Apache Tajo™ is a next-generation big DW system designed for large-scale distributed data processing. Able to run on hundreds of nodes, it can crunch massive scale workloads. But did you know it can also scale right down to run on a Macbook?

With Gruter’s new Tajo Desktop Package, you can install Tajo on Mac and Linux, and immediately set to work on data analysis. Not only is Tajo Desktop Package a handy tool, it’s a quick and easy way to explore the functionality and power of Apache Tajo.

Spreadsheets such as Excel are great work tools, but they have difficulty dealing with millions of records, while DBMS engines, such as MySQL or Microsoft Access, depend on additional ETL jobs to load data, and even then still struggle under large data sets. In contrast, Tajo Desktop Package enables you to carry out interative data analysis and long-running batch queries on large data sets, right on your laptop.

What is more, with Tajo Desktop Package, you can run SQL queries directly against big raw data files, free of the burden of additional ETL jobs.

Download & Install

1. Download the Tajo Desktop Package (for Mac and Linux)

Download the package and extract the files.

$ tar xvfz tajo-0.9.x-pc-x.x.tar.gz
$ cd tajo-0.9.x
2. Configure Tajo
Set JAVA_HOME, Tajo directories and heap memory size.
$ bin/configure.sh
3. Initiate Tajo
Initiate the Tajo master and worker(s).
$ bin/startup.sh
4. Load the sample data set (optional)
The script below will generate a sample database with 8 tables based on the TPC-H test data set. Make sure Tajo has been properly initiated before running this command.
$ bin/make-test.sh
5. Run the Tajo command-line shell (TSQL)
$ bin/tsql
Try \? for help.
default>

That’s it! Now you’re ready to use Tajo!

Play with sample data set

Begin with the sample TPC-H data set included in the package.

default> \c tpc_h10m
You are now connected to database "tpc_h10m" as user "username".

tpc_h10m> \d
customer
lineitem
nation
orders
part
partsupp
region
supplier

As an example, calculate the total order amount by country by joining 3 tables:

tpc_h10m> SELECT n.n_name as nation, sum(o.o_totalprice) as order_amount 
FROM customer c, nation n, orders o 
WHERE c.c_nationkey = n.n_nationkey and o.o_custkey = c.c_custkey 
GROUP BY c.c_nationkey, n.n_name 
ORDER BY n.n_name;

nation,  order_amount
-------------------------------
ALGERIA,  827414.8900000001
ARGENTINA,  1064770.36
BRAZIL,  870015.82
CANADA,  814680.27
...

Analyze your own data

You can create external tables with your own data files and run SQL queries on them directly.

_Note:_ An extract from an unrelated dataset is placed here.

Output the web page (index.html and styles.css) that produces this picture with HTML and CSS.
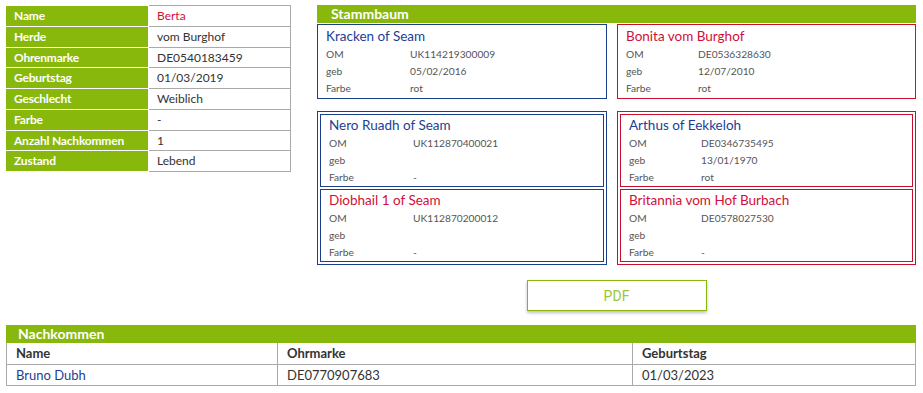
FILE: index.html
```html
<!DOCTYPE html>
<html lang="de">
<head>
<meta charset="utf-8">
<title>Berta</title>
<link rel="stylesheet" href="styles.css">
</head>
<body>
<div class="page">
  <div class="top">
    <div class="info">
      <div class="lbl">Name</div><div class="val val-red">Berta</div>
      <div class="lbl">Herde</div><div class="val">vom Burghof</div>
      <div class="lbl">Ohrenmarke</div><div class="val">DE0540183459</div>
      <div class="lbl">Geburtstag</div><div class="val">01/03/2019</div>
      <div class="lbl">Geschlecht</div><div class="val">Weiblich</div>
      <div class="lbl">Farbe</div><div class="val">-</div>
      <div class="lbl">Anzahl Nachkommen</div><div class="val">1</div>
      <div class="lbl">Zustand</div><div class="val">Lebend</div>
    </div>

    <section class="tree">
      <h2 class="bar">Stammbaum</h2>
      <div class="tree-grid">
        <div class="card side-m solo">
          <div class="cname c-m">Kracken of Seam</div>
          <div class="crow"><span>OM</span><span>UK114219300009</span></div>
          <div class="crow"><span>geb</span><span>05/02/2016</span></div>
          <div class="crow"><span>Farbe</span><span>rot</span></div>
        </div>
        <div class="card side-f solo">
          <div class="cname c-f">Bonita vom Burghof</div>
          <div class="crow"><span>OM</span><span>DE0536328630</span></div>
          <div class="crow"><span>geb</span><span>12/07/2010</span></div>
          <div class="crow"><span>Farbe</span><span>rot</span></div>
        </div>
        <div class="group side-m">
          <div class="card side-m">
            <div class="cname c-m">Nero Ruadh of Seam</div>
            <div class="crow"><span>OM</span><span>UK112870400021</span></div>
            <div class="crow"><span>geb</span><span></span></div>
            <div class="crow"><span>Farbe</span><span>-</span></div>
          </div>
          <div class="card side-m">
            <div class="cname c-f">Diobhail 1 of Seam</div>
            <div class="crow"><span>OM</span><span>UK112870200012</span></div>
            <div class="crow"><span>geb</span><span></span></div>
            <div class="crow"><span>Farbe</span><span>-</span></div>
          </div>
        </div>
        <div class="group side-f">
          <div class="card side-f">
            <div class="cname c-m">Arthus of Eekkeloh</div>
            <div class="crow"><span>OM</span><span>DE0346735495</span></div>
            <div class="crow"><span>geb</span><span>13/01/1970</span></div>
            <div class="crow"><span>Farbe</span><span>rot</span></div>
          </div>
          <div class="card side-f">
            <div class="cname c-f">Britannia vom Hof Burbach</div>
            <div class="crow"><span>OM</span><span>DE0578027530</span></div>
            <div class="crow"><span>geb</span><span></span></div>
            <div class="crow"><span>Farbe</span><span>-</span></div>
          </div>
        </div>
      </div>
      <div class="pdf-wrap"><button class="pdf" type="button">PDF</button></div>
    </section>
  </div>

  <section class="offspring">
    <h2 class="bar bar-wide">Nachkommen</h2>
    <table class="otable">
      <thead>
        <tr><th class="col1">Name</th><th class="col2">Ohrmarke</th><th>Geburtstag</th></tr>
      </thead>
      <tbody>
        <tr><td class="c-m">Bruno Dubh</td><td>DE0770907683</td><td>01/03/2023</td></tr>
      </tbody>
    </table>
  </section>
</div>
</body>
</html>
```

FILE: styles.css
```css
* { box-sizing: border-box; }
html, body { margin: 0; padding: 0; background: #fff; }
body {
  font-family: Lato, "Open Sans", sans-serif;
  font-size: 13px;
  color: #333;
}
.page { padding: 5px 7px 0 6px; }

.top { display: flex; align-items: flex-start; gap: 25px; }

/* info table */
.info {
  display: grid;
  grid-template-columns: 142px 143px;
  width: 286px;
  border-top: 1px solid transparent;
}
.lbl {
  background: #88b80c;
  color: #fff;
  font-size: 12px;
  letter-spacing: -0.2px;
  font-weight: 700;
  height: 20.75px;
  line-height: 19.75px;
  padding-left: 8px;
  border-bottom: 1px solid #fff;
  white-space: nowrap;
}
.val {
  margin-left: 1px;
  height: 20.75px;
  line-height: 19.75px;
  padding-left: 8px;
  font-size: 12px;
  border-right: 1px solid #aaa;
  border-bottom: 1px solid #aaa;
  color: #333;
}
.val:nth-child(2) { box-shadow: 0 -1px 0 #aaa; }
.val-red { color: #d0103a; }

/* headers */
.bar {
  margin: 0;
  background: #88b80c;
  color: #fff;
  font-size: 14px;
  font-weight: 700;
  height: 18px;
  line-height: 18px;
  padding-left: 14px;
}
.bar-wide { padding-left: 12px; }

/* tree */
.tree { flex: 1; }
.tree-grid {
  display: grid;
  grid-template-columns: 290px 299px;
  column-gap: 10px;
  row-gap: 12px;
  margin-top: 1px;
}
.card {
  border: 1px solid #1b3f8b;
  padding: 0 8px;
}
.card.solo { padding-top: 1px; padding-bottom: 1px; }
.side-m { border-color: #1b3f8b; --vx: 84px; }
.side-f { border-color: #c8102e; --vx: 72px; }
.group {
  border: 1px solid #1b3f8b;
  padding: 2px;
  display: flex;
  flex-direction: column;
  gap: 2px;
}
.group.side-f { border-color: #c8102e; }
.cname {
  font-size: 13.5px;
  line-height: 20px;
  white-space: nowrap;
}
.c-m { color: #1c3f94; }
.c-f { color: #d0103a; }
.crow {
  display: grid;
  grid-template-columns: var(--vx) 1fr;
  font-size: 10.2px;
  line-height: 17px;
  height: 17px;
  color: #555;
}

.pdf-wrap { display: flex; justify-content: center; margin-top: 15px; }
.pdf {
  width: 180px;
  height: 31px;
  background: #fff;
  border: 1px solid #88b80c;
  color: #9cc63a;
  font-family: Roboto, "Liberation Sans", sans-serif;
  font-size: 14px;
  box-shadow: 0 2px 3px rgba(0,0,0,0.25);
  padding: 0;
}

/* offspring */
.offspring { margin-top: 14px; width: 910px; }
.otable {
  width: 100%;
  border-collapse: collapse;
  font-size: 13px;
}
.otable th, .otable td {
  border: 1px solid #aaa;
  border-top: 0;
  height: 21px;
  padding: 0 9px;
  text-align: left;
  line-height: 20px;
}
.otable th { font-weight: 700; color: #333; }
.otable td { color: #333; }
.otable td.c-m { color: #1c3f94; }
.col1 { width: 271px; }
.col2 { width: 355px; }
```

1. Select your data source

(If you don’t have your own local data set, you may wish to download a public data set from a reputable online sources, such as Public Data Sets on AWS or Google public data)

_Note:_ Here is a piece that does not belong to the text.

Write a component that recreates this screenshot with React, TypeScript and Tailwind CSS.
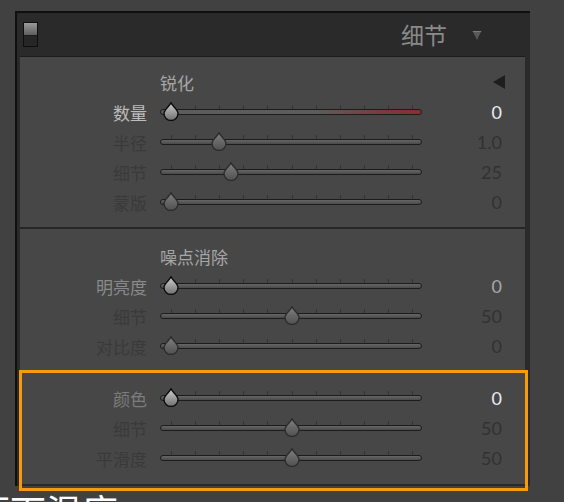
import React from "react";

type Row = {
  label: string;
  frac: number;
  value: string;
  active: boolean;
  labelColor: string;
  valueColor: string;
  red?: boolean;
};

const FONT_CJK = { fontFamily: '"Noto Sans CJK SC", "Noto Sans", sans-serif' };
const FONT_NUM = { fontFamily: 'Lato, "Open Sans", sans-serif' };

function Thumb({ active }: { active: boolean }) {
  const id = active ? "thumbA" : "thumbI";
  return (
    <svg width="16" height="19" viewBox="0 0 16 19">
      <defs>
        <linearGradient id={id} x1="0" y1="0" x2="0" y2="1">
          <stop offset="0" stopColor={active ? "#d0d0d0" : "#808080"} />
          <stop offset="1" stopColor={active ? "#6e6e6e" : "#505050"} />
        </linearGradient>
      </defs>
      <path
        d="M8 0.8 C 9 4, 15 7.5, 15 11.5 A 7 7 0 0 1 1 11.5 C 1 7.5, 7 4, 8 0.8 Z"
        fill={`url(#${id})`}
        stroke={active ? "#0c0c0c" : "#2c2c2c"}
        strokeWidth="1.4"
      />
    </svg>
  );
}

function Slider({ row }: { row: Row }) {
  const ticks = Array.from({ length: 11 }, (_, i) => 11 + i * 24.1);
  const center = 11 + row.frac * 241;
  return (
    <div className="relative w-[262px] h-[30px] flex items-center">
      <div
        className="w-full h-[6px] rounded-full border border-[#1c1c1c]"
        style={{
          background: row.red
            ? "linear-gradient(to right, #5c5c5c 0%, #5c5c5c 60%, #7a3a3e 85%, #8e2c33 100%)"
            : "linear-gradient(to bottom, #666666, #4a4a4a)",
        }}
      />
      {ticks.map((x, i) => (
        <div
          key={i}
          className="absolute top-[8px] w-px h-[4px] bg-[#353535]"
          style={{ left: x }}
        />
      ))}
      <div className="absolute top-[5px]" style={{ left: center - 8 }}>
        <Thumb active={row.active} />
      </div>
    </div>
  );
}

function SliderRow({ row }: { row: Row }) {
  return (
    <div className="flex items-center h-[30px]">
      <div
        className="w-[127px] text-right text-[17px] leading-none"
        style={{ ...FONT_CJK, color: row.labelColor }}
      >
        {row.label}
      </div>
      <div className="ml-[13px]">
        <Slider row={row} />
      </div>
      <div
        className="w-[80px] text-right text-[18px] leading-none"
        style={{ ...FONT_NUM, color: row.valueColor }}
      >
        {row.value}
      </div>
    </div>
  );
}

const DIM_L = "#3a3a3a";
const DIM_V = "#323232";

const sharpen: Row[] = [
  { label: "数量", frac: 0, value: "0", active: true, labelColor: "#bcbcbc", valueColor: "#ececf2", red: true },
  { label: "半径", frac: 0.2, value: "1.0", active: false, labelColor: DIM_L, valueColor: DIM_V },
  { label: "细节", frac: 0.25, value: "25", active: false, labelColor: DIM_L, valueColor: DIM_V },
  { label: "蒙版", frac: 0, value: "0", active: false, labelColor: DIM_L, valueColor: DIM_V },
];

const noise: Row[] = [
  { label: "明亮度", frac: 0, value: "0", active: true, labelColor: "#8a8a8a", valueColor: "#a8a8a8" },
  { label: "细节", frac: 0.5, value: "50", active: false, labelColor: DIM_L, valueColor: DIM_V },
  { label: "对比度", frac: 0, value: "0", active: false, labelColor: DIM_L, valueColor: DIM_V },
];

const color: Row[] = [
  { label: "颜色", frac: 0, value: "0", active: true, labelColor: "#7c7c7c", valueColor: "#ececf2" },
  { label: "细节", frac: 0.5, value: "50", active: false, labelColor: DIM_L, valueColor: DIM_V },
  { label: "平滑度", frac: 0.5, value: "50", active: false, labelColor: DIM_L, valueColor: DIM_V },
];

export default function App() {
  return (
    <div className="relative w-[564px] h-[502px] overflow-hidden bg-[#414141]">
      <div className="pl-[15px] pt-[11px]">
        <div className="w-[515px] bg-[#2a2a2a] border-l-2 border-t-2 border-[#0f0f0f] pb-[2px]">
          {/* header */}
          <div className="h-[43px] flex items-center pl-[6px] pr-[48px]">
            <div className="w-[15px] h-[25px] border border-[#0e0e0e] flex flex-col">
              <div className="h-1/2 bg-gradient-to-b from-[#9a9a9a] to-[#5e5e5e]" />
              <div className="h-1/2 bg-[#262626] border-t border-[#1a1a1a]" />
            </div>
            <div className="flex-1" />
            <div className="text-[23px] leading-none text-[#8a8a8a]" style={FONT_CJK}>
              细节
            </div>
            <svg className="ml-[25px]" width="10" height="10" viewBox="0 0 10 10">
              <path d="M0.5 1 H9.5 L5 9.5 Z" fill="#7a7a7a" />
              <path d="M1 3 H9 M2 5 H8 M3 7 H7" stroke="#2a2a2a" strokeWidth="0.8" />
            </svg>
          </div>
          {/* content */}
          <div className="ml-[3px] mr-[5px] bg-[#474747] border-t border-[#1c1c1c]">
            <div className="pt-[10px] pb-[10px] border-b-2 border-[#262626]">
              <div className="h-[30px] flex items-center">
                <div className="ml-[140px] text-[17px] leading-none text-[#a6a6a6]" style={FONT_CJK}>
                  锐化
                </div>
                <div className="flex-1" />
                <svg className="mr-[20px]" width="12" height="14" viewBox="0 0 12 14">
                  <path d="M12 0 V14 L0 7 Z" fill="#1e1e1e" />
                </svg>
              </div>
              {sharpen.map((r, i) => (
                <SliderRow key={i} row={r} />
              ))}
            </div>
            <div className="pt-[12px] pb-[11px]">
              <div className="h-[30px] flex items-center">
                <div className="ml-[140px] text-[17px] leading-none text-[#a6a6a6]" style={FONT_CJK}>
                  噪点消除
                </div>
              </div>
              {noise.map((r, i) => (
                <SliderRow key={i} row={r} />
              ))}
              <div className="mt-[22px]">
                {color.map((r, i) => (
                  <SliderRow key={i} row={r} />
                ))}
              </div>
            </div>
          </div>
        </div>
      </div>
      <div
        className="-ml-[26px] mt-[6px] text-[36px] leading-none text-white whitespace-nowrap"
        style={FONT_CJK}
      >
        面下温度
      </div>
      {/* highlight box */}
      <div className="absolute left-[19px] top-[370px] w-[509px] h-[121px] border-[3px] border-[#f79a0c]" />
    </div>
  );
}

To keep things simple, let’s prepare the orders data included in the TPC-H data set.

$ cp  your_tajo_dir/data/tpc-h10m/orders.txt  /tmp/

You will note the first line of “orders.txt” looks as follows:

1|36901|O|173665.47|1996-01-02|5-LOW|Clerk#000000951|0|nstructions sleep furiously among |
2. Create your database
default> CREATE DATABASE IF NOT EXISTS mydb;
OK
default> \c mydb
You are now connected to database "mydb" as user "username".
3. Create external table with your data
mydb>  CREATE EXTERNAL TABLE IF NOT EXISTS mydb.orders 
(O_ORDERKEY bigint, O_CUSTKEY bigint, O_ORDERSTATUS text, 
O_TOTALPRICE double, O_ORDERDATE text, O_ORDERPRIORITY text, 
O_CLERK text, O_SHIPPRIORITY int, O_COMMENT text) 
USING CSV with ('csvfile.delimiter'='|') 
LOCATION 'file:///tmp/orders.txt';

mydb>  SELECT o_orderkey, o_custkey, o_orderdate FROM orders;

o_orderkey,  o_custkey,  o_orderdate
-------------------------------
1,  36901,  1996-01-02
2,  78002,  1996-12-01
3,  123314,  1993-10-14
...

For more information on Tajo SQL syntax, refer to the Tajo SQL langauge reference.

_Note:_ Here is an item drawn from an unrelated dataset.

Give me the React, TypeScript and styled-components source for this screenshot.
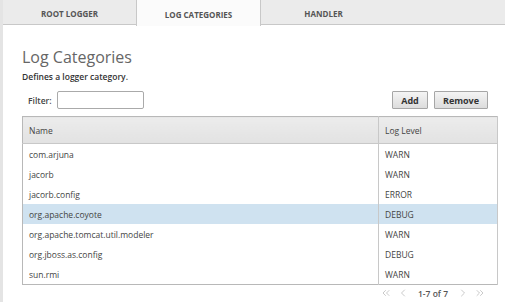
import { createGlobalStyle } from "styled-components";
import styled from "styled-components";
import { ChevronLeft, ChevronRight, ChevronsLeft, ChevronsRight } from "lucide-react";

const GlobalStyle = createGlobalStyle`
    html, body {
        margin: 0;
        padding: 0;
        background: #ffffff;
        font-family: "Open Sans", "Liberation Sans", sans-serif;
        color: #4d4d4d;
    }
`;

type Category = { name: string; level: string };

const categories: Category[] = [
    { name: "com.arjuna", level: "WARN" },
    { name: "jacorb", level: "WARN" },
    { name: "jacorb.config", level: "ERROR" },
    { name: "org.apache.coyote", level: "DEBUG" },
    { name: "org.apache.tomcat.util.modeler", level: "WARN" },
    { name: "org.jboss.as.config", level: "DEBUG" },
    { name: "sun.rmi", level: "WARN" },
];

const Page = styled.div`
    width: 505px;
    min-height: 302px;
    border-left: 3px solid #e4e4e4;
    box-sizing: border-box;
`;

const TabBar = styled.div`
    display: flex;
    height: 25px;
    background: #ebebeb;
    border-bottom: 1px solid #c8c8c8;
    box-sizing: border-box;
`;

const Tab = styled.div<{ $active?: boolean; $width: number }>`
    width: ${p => p.$width}px;
    height: ${p => (p.$active ? 26 : 24)}px;
    display: flex;
    align-items: center;
    justify-content: center;
    font-size: 8px;
    font-weight: 700;
    color: #555;
    box-sizing: border-box;
    background: ${p => (p.$active ? "#fbfbfb" : "transparent")};
    border-left: ${p => (p.$active ? "1px solid #c8c8c8" : "none")};
    border-right: ${p => (p.$active ? "1px solid #c8c8c8" : "none")};
    padding-top: 2px;
`;

const Content = styled.div`
    padding: 22px 7px 0 19px;
`;

const Title = styled.h1`
    margin: 0;
    font-size: 16px;
    font-weight: 400;
    color: #666;
    line-height: 20px;
`;

const Subtitle = styled.div`
    margin-top: 4px;
    font-size: 8.5px;
    font-weight: 600;
    color: #333;
    line-height: 12px;
`;

const Toolbar = styled.div`
    display: flex;
    align-items: center;
    margin-top: 8px;
    height: 18px;
`;

const FilterLabel = styled.label`
    font-size: 8.5px;
    font-weight: 600;
    color: #444;
    margin-left: 6px;
    margin-right: 5px;
`;

const FilterInput = styled.input`
    width: 87px;
    height: 18px;
    box-sizing: border-box;
    border: 1px solid #aaa;
    border-radius: 2px;
    padding: 0 4px;
    font-family: inherit;
`;

const Buttons = styled.div`
    margin-left: auto;
    margin-right: 10px;
    display: flex;
    gap: 6px;
`;

const Button = styled.button<{ $width: number }>`
    width: ${p => p.$width}px;
    height: 18px;
    box-sizing: border-box;
    border: 1px solid #a6a6a6;
    border-radius: 1px;
    background: linear-gradient(#f4f4f4, #dcdcdc);
    font-family: inherit;
    font-size: 9px;
    font-weight: 700;
    color: #333;
    padding: 0;
`;

const Table = styled.table`
    margin-top: 7px;
    width: 476px;
    border-collapse: collapse;
    border: 1px solid #b8b8b8;
    font-size: 8.5px;
    color: #444;
`;

const HeadCell = styled.th<{ $width?: number }>`
    height: 26px;
    text-align: left;
    font-weight: 400;
    padding: 0 0 0 6px;
    background: linear-gradient(#ececec, #e2e2e2);
    border-bottom: 1px solid #c8c8c8;
    border-right: 1px solid #c8c8c8;
    width: ${p => (p.$width ? `${p.$width}px` : "auto")};
`;

const Row = styled.tr<{ $selected?: boolean }>`
    background: ${p => (p.$selected ? "#cfe2f0" : "#fff")};
`;

const Cell = styled.td`
    height: 20px;
    padding: 0 0 0 6px;
    border-right: 1px solid #c8c8c8;
`;

const Pager = styled.div`
    display: flex;
    justify-content: flex-end;
    align-items: center;
    gap: 5px;
    padding-right: 12px;
    margin-top: 1px;
    font-size: 8.5px;
    height: 14px;
    color: #b8b8b8;
`;

const PagerText = styled.span`
    font-weight: 600;
    color: #555;
    margin: 0 4px;
    line-height: 13px;
`;

export default function App() {
    return (
        <>
            <GlobalStyle />
            <Page>
                <TabBar>
                    <Tab $width={133}>ROOT LOGGER</Tab>
                    <Tab $width={125} $active>LOG CATEGORIES</Tab>
                    <Tab $width={125}>HANDLER</Tab>
                </TabBar>
                <Content>
                    <Title>Log Categories</Title>
                    <Subtitle>Defines a logger category.</Subtitle>
                    <Toolbar>
                        <FilterLabel>Filter:</FilterLabel>
                        <FilterInput type="text" />
                        <Buttons>
                            <Button $width={36}>Add</Button>
                            <Button $width={54}>Remove</Button>
                        </Buttons>
                    </Toolbar>
                    <Table>
                        <thead>
                            <tr>
                                <HeadCell $width={349}>Name</HeadCell>
                                <HeadCell>Log Level</HeadCell>
                            </tr>
                        </thead>
                        <tbody>
                            {categories.map((category: Category, index: number) => {
                                return <Row key={index} $selected={category.name === "org.apache.coyote"}>
                                    <Cell>{category.name}</Cell>
                                    <Cell>{category.level}</Cell>
                                </Row>
                            })}
                        </tbody>
                    </Table>
                    <Pager>
                        <ChevronsLeft size={12} strokeWidth={1.5} />
                        <ChevronLeft size={12} strokeWidth={1.5} />
                        <PagerText>1-7 of 7</PagerText>
                        <ChevronRight size={12} strokeWidth={1.5} />
                        <ChevronsRight size={12} strokeWidth={1.5} />
                    </Pager>
                </Content>
            </Page>
        </>
    );
}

Monitor Tajo in the Tajo admin panel

You can then monitor Tajo’s cluster status, jobs and resource usage in the admin panel located at http://localhost:26080/ .

tajo_on_desktop_01

 

Conclusion

Running advanced data analysis on the Tajo Desktop Package is as easy as that!
By initiating a single-node Tajo cluster on your desktop, you can run queries on local data files without the need to convert data or run ETL jobs. Importantly, Apache Tajo is highly scalable: As your data grows, Tajo is able to scale out to a fully distributed environment without a change of architecture.